The quality of materials used in the temporary garage style canopy tents have improved significantly over the years. In fact, so much so that many people are using them all year round instead of just setting them up seasonally.
My friend Donna has a classic MGB which she had been storing during winter months in an unheated garage almost an hour from her home. Sadly the owner of that garage has recently passed away, and Donna was left scrambling for a secure place to store her beloved MGB.
During the summer she typically keeps the tree sap and bird droppings off this car by housing it inside one of those “temporary garages” which are just large canopy tents with four sides. This one is securely anchored to the ground so the wind does not blow it across the yard. In the near future she is planning on putting up a permanent structure, and the temporary garage was situated where the real garage is slated to go.
She decided to try storing it for this winter in that little temporary garage, so we chose to move it to a flat spot in the side yard where we could keep it out of the wind and hopefully keep snow from piling up on the canopy. In preparation I laid down two old tarps and then ran two sets of boards in line with the tire tracks of the MGB.
Once these were placed, we backed the little convertible up onto the boards, and put blocks behind the tires so the car will not roll during winter. We put moth balls in the trunk on plastic to keep the local mice at bay, and we removed the battery so it can be stored inside on her workbench. This way it can be charged periodically and will not freeze. The last thing we did on the car was to slip the cloth cover over the MGB and tie it on.
We stripped down the canopy to just the bare metal tube frame, and then removed the leg extensions to lower the height of the canopy so that the sidewalls were as short as possible, which will help reduce its overall wind resistance. This will hopefully keep the canopy garage from being damaged in any way when winter storms come blowing through northeast Ohio. Now Donna can check her canopy from her kitchen window, and she can have gravel and dirt delivered anytime for her new garage that will be started in the spring.

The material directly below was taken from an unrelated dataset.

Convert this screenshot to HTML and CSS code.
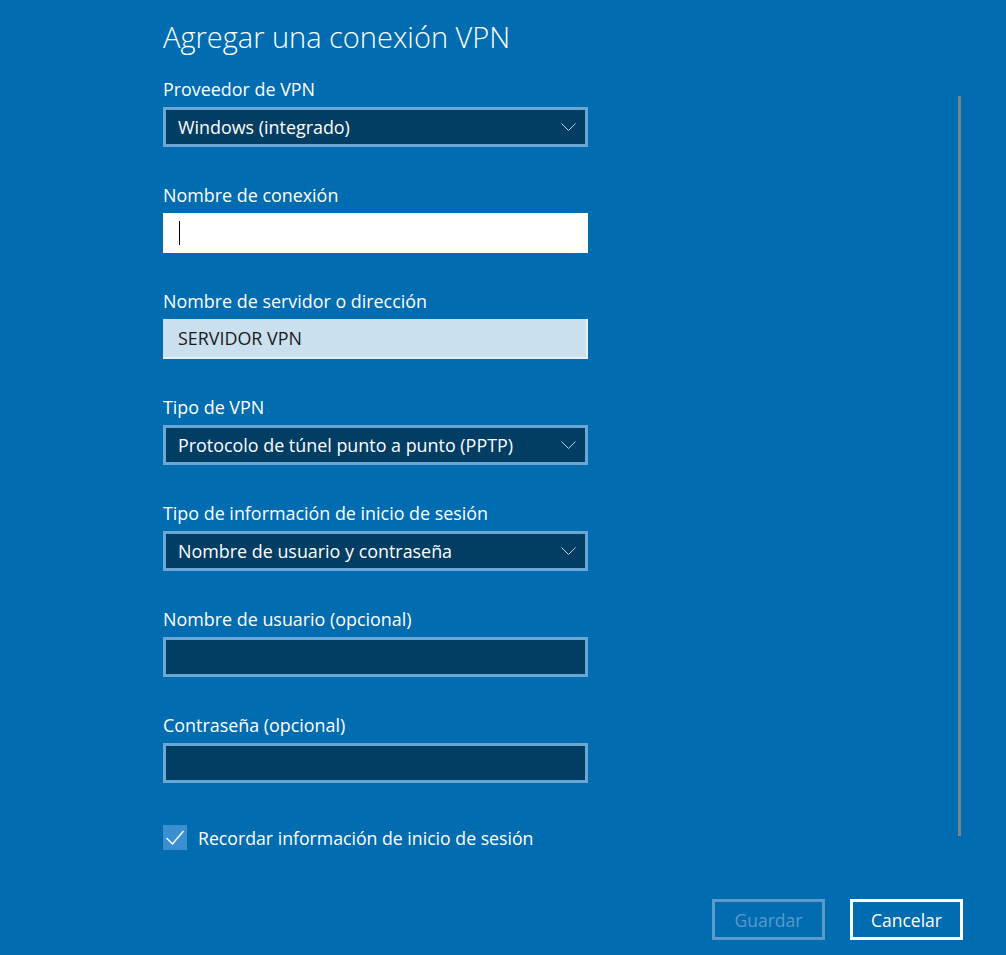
FILE: index.html
```html
<!DOCTYPE html>
<html lang="es">
<head>
<meta charset="utf-8">
<title>Agregar una conexión VPN</title>
<link rel="stylesheet" href="styles.css">
</head>
<body>
<div class="page">
  <div class="form">
    <h1 class="title">Agregar una conexión VPN</h1>

    <div class="field">
      <div class="label">Proveedor de VPN</div>
      <div class="box select"><span>Windows (integrado)</span><svg class="chev" width="15" height="8" viewBox="0 0 15 8"><path d="M0.5 0.5 L7.5 7.5 L14.5 0.5" fill="none" stroke="#b7d2e6" stroke-width="1"/></svg></div>
    </div>

    <div class="field">
      <div class="label">Nombre de conexión</div>
      <div class="box input-white"><span class="caret"></span></div>
    </div>

    <div class="field">
      <div class="label">Nombre de servidor o dirección</div>
      <div class="box input-light"><span>SERVIDOR VPN</span></div>
    </div>

    <div class="field">
      <div class="label">Tipo de VPN</div>
      <div class="box select"><span>Protocolo de túnel punto a punto (PPTP)</span><svg class="chev" width="15" height="8" viewBox="0 0 15 8"><path d="M0.5 0.5 L7.5 7.5 L14.5 0.5" fill="none" stroke="#b7d2e6" stroke-width="1"/></svg></div>
    </div>

    <div class="field">
      <div class="label">Tipo de información de inicio de sesión</div>
      <div class="box select"><span>Nombre de usuario y contraseña</span><svg class="chev" width="15" height="8" viewBox="0 0 15 8"><path d="M0.5 0.5 L7.5 7.5 L14.5 0.5" fill="none" stroke="#b7d2e6" stroke-width="1"/></svg></div>
    </div>

    <div class="field">
      <div class="label">Nombre de usuario (opcional)</div>
      <div class="box select"></div>
    </div>

    <div class="field">
      <div class="label">Contraseña (opcional)</div>
      <div class="box select"></div>
    </div>

    <div class="check-row">
      <span class="checkbox"><svg width="24" height="25" viewBox="0 0 24 25"><path d="M3.5 13 L9.5 19 L20.5 6" fill="none" stroke="#ffffff" stroke-width="1.5"/></svg></span>
      <span class="check-label">Recordar información de inicio de sesión</span>
    </div>
  </div>

  <div class="scrollbar"></div>

  <div class="buttons">
    <button class="btn disabled">Guardar</button>
    <button class="btn primary">Cancelar</button>
  </div>
</div>
</body>
</html>
```

FILE: styles.css
```css
html, body {
  margin: 0;
  padding: 0;
  background: #016cb0;
}
body {
  font-family: "Open Sans", "Noto Sans", "Liberation Sans", sans-serif;
  color: #ffffff;
}
.page {
  width: 1006px;
  height: 955px;
  position: relative;
  overflow: hidden;
}
.form {
  width: 425px;
  margin-left: 163px;
  padding-top: 17px;
  display: flex;
  flex-direction: column;
}
.title {
  margin: 0 0 19px 0;
  font-weight: 300;
  font-size: 29px;
  line-height: 40px;
  height: 40px;
}
.field {
  display: flex;
  flex-direction: column;
  height: 106px;
}
.label {
  font-size: 17.9px;
  line-height: 26px;
  height: 26px;
  margin-bottom: 5px;
}
.box {
  box-sizing: border-box;
  height: 40px;
  width: 425px;
  display: flex;
  align-items: center;
  padding: 0 9px 0 12px;
  font-size: 17.9px;
}
.select {
  background: #023d64;
  border: 3px solid #6aa7d4;
  justify-content: space-between;
  color: #ffffff;
}
.input-white {
  background: #ffffff;
  border: 3px solid #ffffff;
}
.caret {
  display: block;
  width: 1px;
  height: 24px;
  background: #000000;
  margin-left: 1px;
}
.input-light {
  background: #cbe0ee;
  border-style: solid;
  border-width: 0 2px 2px 0;
  border-color: #e6f0f7;
  padding-left: 15px;
  color: #1a1a1a;
}
.check-row {
  display: flex;
  align-items: center;
  margin-top: 7px;
  height: 25px;
}
.checkbox {
  width: 24px;
  height: 25px;
  background: #3a8fd1;
  display: flex;
  align-items: center;
  justify-content: center;
  margin-right: 11px;
}
.check-label {
  font-size: 17.7px;
}
.scrollbar {
  position: absolute;
  left: 958px;
  top: 96px;
  width: 3px;
  height: 740px;
  background: #7d8389;
}
.buttons {
  position: absolute;
  left: 712px;
  top: 899px;
  display: flex;
  gap: 25px;
}
.btn {
  box-sizing: border-box;
  width: 113px;
  height: 41px;
  background: transparent;
  font-family: inherit;
  font-size: 17.5px;
  padding: 0;
}
.btn.disabled {
  border: 3px solid #5a9bcc;
  color: #5a9bcc;
}
.btn.primary {
  border: 3px solid #ffffff;
  color: #ffffff;
}
```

With the walls and roof removed we carried the shortened metal frame over the top of her MGB and centered it so the car is now under the center of the frame. I put tape on each of the legs to keep them from falling out of their sockets while we carried the frame. Then I put the canopy roof back on, followed by the long side walls, and the ends. These were rolled up into a u-shape and tied off inside to the metal poles. Next I put heavy landscape timbers into these pockets along with a few bricks to hold the bottom edges of the walls down onto the ground. This keeps the wind and snow from going up under the cover.
Next major job was to screw in the metal anchors so that I could tie the portable garage down so it stays put for the winter. These are about eighteen inches long and have a corkscrew type end, with an eyelet on the top end. Using a long metal bar through the eyelet you apply downward pressure while screwing the anchor in a clockwise fashion. Once the end bites into the ground you can feel it drawing the shaft downward on successive rotations of the bar.
When the eyelet is level with the ground, take the nylon anchor rope and tie your best knot into the loop so the corners of the canopy tent are drawn down snug. Inside the canopy I intend to mount a protective board above the roof line of the MGB so that any tree branches which may fall do not go through the convertible top of the MGB.
There are a few critical issues to consider with regard to locating these temporary buildings if you intend to leave them up all year around. The first is to plan on facing a corner into the prevailing wind if at all possible. This helps prevent having a flat wall facing the wind which can be very hard on a temporary structure in high winds. Next is to make sure that nothing can fall onto your garage and ruin whatever you are storing inside this portable garage. Last is to keep an eye on any snow building up on the canopy which may collapse the roof in.
On this installation it is now low enough that Donna can go clean the entire roof off with a snow brush or wide broom. These are a nice inexpensive investment that can save on storage fees, and can give you many years of reliable service if you take good care of them.
This article is based on personal experience over many years setting up canopy tents and temporary garages.